I'm about two-thirds of the way through editing a friend's application essay for one of those undergrad summer research programs. This is a very bright (and much more hardworking than me) kid who's been doing research since like her freshman year or something; she might even be going to Antarctica next winter (!); one of my sister's best friends. Two more essays to look at after this, for a feminist webzine that another friend and some other young Malaysian women are starting up, aimed at our demographic.

I got these essays in my inbox several days ago, but I'm only going over them now. Know why? I don't like editing *sigh*. I have much more sympathy now for the teachers we used to whine about in school when they didn't return our exam papers on time. It's not that I don't enjoy reading my friends' writing. Just that having to gramatically fine-tooth comb* a piece of writing, pick apart the organization, fuss about the style, and above all make negative comments on it is highly tedious and makes me feel like I'm being a mean person. No matter how many times a person says "Go ahead and kutuk my writing as much as you like, I need to know my faults," you know that it's still going to hurt them when you do, from the subjective experience of being on the receiving end. (NB: You guys know who you are; by no means am I saying I'm mad at you or "don't send me any more stuff". You people and your projects are close to my heart, so I want to help as much as possible.)

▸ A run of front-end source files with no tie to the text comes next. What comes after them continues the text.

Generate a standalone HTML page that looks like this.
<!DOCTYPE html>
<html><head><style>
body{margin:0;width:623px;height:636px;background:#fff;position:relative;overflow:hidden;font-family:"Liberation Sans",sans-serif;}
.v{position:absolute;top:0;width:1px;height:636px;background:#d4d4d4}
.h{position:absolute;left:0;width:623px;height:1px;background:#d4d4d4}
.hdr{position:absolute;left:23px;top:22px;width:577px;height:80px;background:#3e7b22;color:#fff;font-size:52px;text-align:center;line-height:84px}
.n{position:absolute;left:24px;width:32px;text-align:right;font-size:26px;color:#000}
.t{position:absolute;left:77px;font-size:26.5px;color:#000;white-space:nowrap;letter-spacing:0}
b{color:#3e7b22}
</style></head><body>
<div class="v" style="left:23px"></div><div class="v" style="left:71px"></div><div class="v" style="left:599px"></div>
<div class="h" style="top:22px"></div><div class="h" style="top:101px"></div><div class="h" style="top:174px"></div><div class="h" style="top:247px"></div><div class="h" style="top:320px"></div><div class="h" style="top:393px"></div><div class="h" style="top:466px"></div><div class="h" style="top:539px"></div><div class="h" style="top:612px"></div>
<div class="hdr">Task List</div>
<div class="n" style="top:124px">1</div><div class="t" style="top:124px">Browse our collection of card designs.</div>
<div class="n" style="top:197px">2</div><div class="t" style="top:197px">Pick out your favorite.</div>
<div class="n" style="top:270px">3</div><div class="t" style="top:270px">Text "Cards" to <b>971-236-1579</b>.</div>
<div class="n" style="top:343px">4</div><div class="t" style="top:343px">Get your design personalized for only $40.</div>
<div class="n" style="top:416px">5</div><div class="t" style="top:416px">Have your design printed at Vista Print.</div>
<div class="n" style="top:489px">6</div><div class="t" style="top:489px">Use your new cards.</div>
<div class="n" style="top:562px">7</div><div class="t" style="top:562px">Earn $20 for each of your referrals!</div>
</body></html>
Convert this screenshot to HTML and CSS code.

This is something that I haven't given much thought to before, but helping other people work with language, in addition to becoming a writer myself, is a vocation. In secondary school I'd frequently get requests of "Hwa, can you correct my composition?" and it got wearing, especially when I discovered that some of the girls asking for help were bitches who called me a weirdo behind my back (not that I'm not both a weirdo and a bitch, but I abhor backstabbing). Nevertheless, the ability to explain, clarify, and teach still provided a great deal of satisfaction, especially since by upper secondary I'd outgrown the childish idea that having the luck of having been born into a literate family made me intrinsincally superior. If you live in a little village and win the lottery, you can't not share it (see Waking Ned Devine, btw; it's a great movie).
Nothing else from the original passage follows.